No ontology, but a toolkit. The result was a method that possesses no ontology of its own but offers a rich toolkit.
Map and Territory
The central metaphor. Every person perceives the world through their own model of reality, assembled from beliefs, internal imagery, inner dialogue, and bodily sensations.
The map is never equal to the territory. It is precisely the limitations of the map that give rise to fears, blocks, and unwanted patterns.
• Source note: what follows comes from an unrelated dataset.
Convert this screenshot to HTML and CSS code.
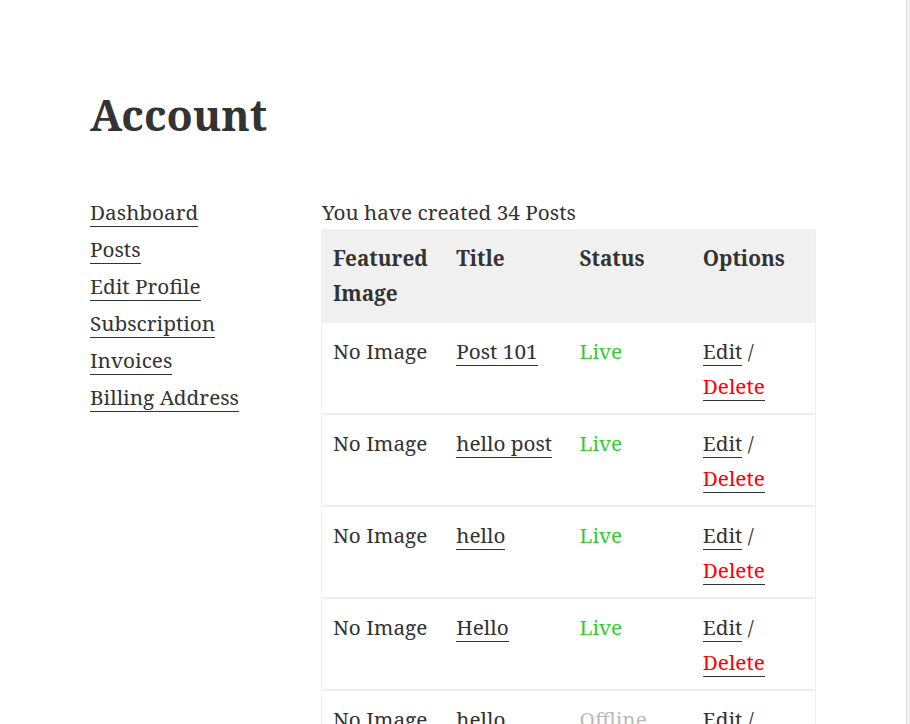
FILE: index.html
```html
<!DOCTYPE html>
<html lang="en">
<head>
  <meta charset="UTF-8">
  <title>Account</title>
  <link rel="stylesheet" href="styles.css">
</head>
<body>

  <div class="pagina">
    <h1 class="titulo">Account</h1>

    <div class="cuenta">
      <ul class="menu">
        <li><a href="#">Dashboard</a></li>
        <li><a href="#">Posts</a></li>
        <li><a href="#">Edit Profile</a></li>
        <li><a href="#">Subscription</a></li>
        <li><a href="#">Invoices</a></li>
        <li><a href="#">Billing Address</a></li>
      </ul>

      <div class="contenido">
        <p class="resumen">You have created 34 Posts</p>
        <table class="posts">
          <thead>
            <tr>
              <th>Featured Image</th>
              <th>Title</th>
              <th>Status</th>
              <th>Options</th>
            </tr>
          </thead>
          <tbody>
            <tr>
              <td>No Image</td>
              <td><a href="#">Post 101</a></td>
              <td class="live">Live</td>
              <td><a href="#">Edit</a> / <a href="#" class="borrar">Delete</a></td>
            </tr>
            <tr>
              <td>No Image</td>
              <td><a href="#">hello post</a></td>
              <td class="live">Live</td>
              <td><a href="#">Edit</a> / <a href="#" class="borrar">Delete</a></td>
            </tr>
            <tr>
              <td>No Image</td>
              <td><a href="#">hello</a></td>
              <td class="live">Live</td>
              <td><a href="#">Edit</a> / <a href="#" class="borrar">Delete</a></td>
            </tr>
            <tr>
              <td>No Image</td>
              <td><a href="#">Hello</a></td>
              <td class="live">Live</td>
              <td><a href="#">Edit</a> / <a href="#" class="borrar">Delete</a></td>
            </tr>
            <tr>
              <td>No Image</td>
              <td><a href="#">hello</a></td>
              <td class="offline">Offline</td>
              <td><a href="#">Edit</a> / <a href="#" class="borrar">Delete</a></td>
            </tr>
          </tbody>
        </table>
      </div>
    </div>
  </div>

</body>
</html>
```

FILE: styles.css
```css
html {
  background-color: #f1f1f1;
}
body {
  font-family: "Noto Serif", "DejaVu Serif", serif;
  font-size: 20.75px;
  line-height: 35px;
  color: #333;
  margin: 0;
  background-color: #fff;
  width: 906px;
  height: 724px;
  overflow: hidden;
  border-right: 1px solid #e0e0e0;
}
a {
  color: #333;
  text-decoration: none;
  border-bottom: 1px solid #333;
}
.pagina {
  padding: 84px 0 0 90px;
}
.titulo {
  font-size: 42.8px;
  line-height: 62px;
  margin: 0 0 49px;
}
.cuenta {
  display: flex;
}
.menu {
  list-style: none;
  margin: -1px 0 0;
  padding: 0;
  width: 231px;
  line-height: 37px;
}
.contenido {
  width: 495px;
}
.resumen {
  margin: 0;
  height: 34px;
  padding-left: 1px;
}
.posts {
  border-collapse: collapse;
  width: 495px;
  border-left: 1px solid #eeeeee;
  border-right: 1px solid #eeeeee;
}
.posts th,
.posts td {
  text-align: left;
  vertical-align: top;
  width: 100px;
  padding: 11px 12px 9px 11px;
  border-bottom: 2px solid #efefef;
}
.posts th {
  background-color: #f0f0f0;
  font-weight: bold;
  padding-top: 12px;
  padding-bottom: 12px;
  border-bottom: 0;
}
.live {
  color: #33cc33;
}
.offline {
  color: #bbbbbb;
}
.borrar {
  color: #ff0000;
}
```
NLP's task. Not to change reality but to expand the map and increase the number of available choices.
Key Instruments
- Anchors — links between a trigger and a state
- Submodalities — parameters of internal imagery: brightness, size, distance
- Reframing — shifting the angle of perception of a situation
- Timeline work
The Pragmatics of the Method
Here and now. The method operates in the present moment and is oriented toward a concrete result. Years of investigating childhood are not required — it is sufficient to alter the structure of experience here and now.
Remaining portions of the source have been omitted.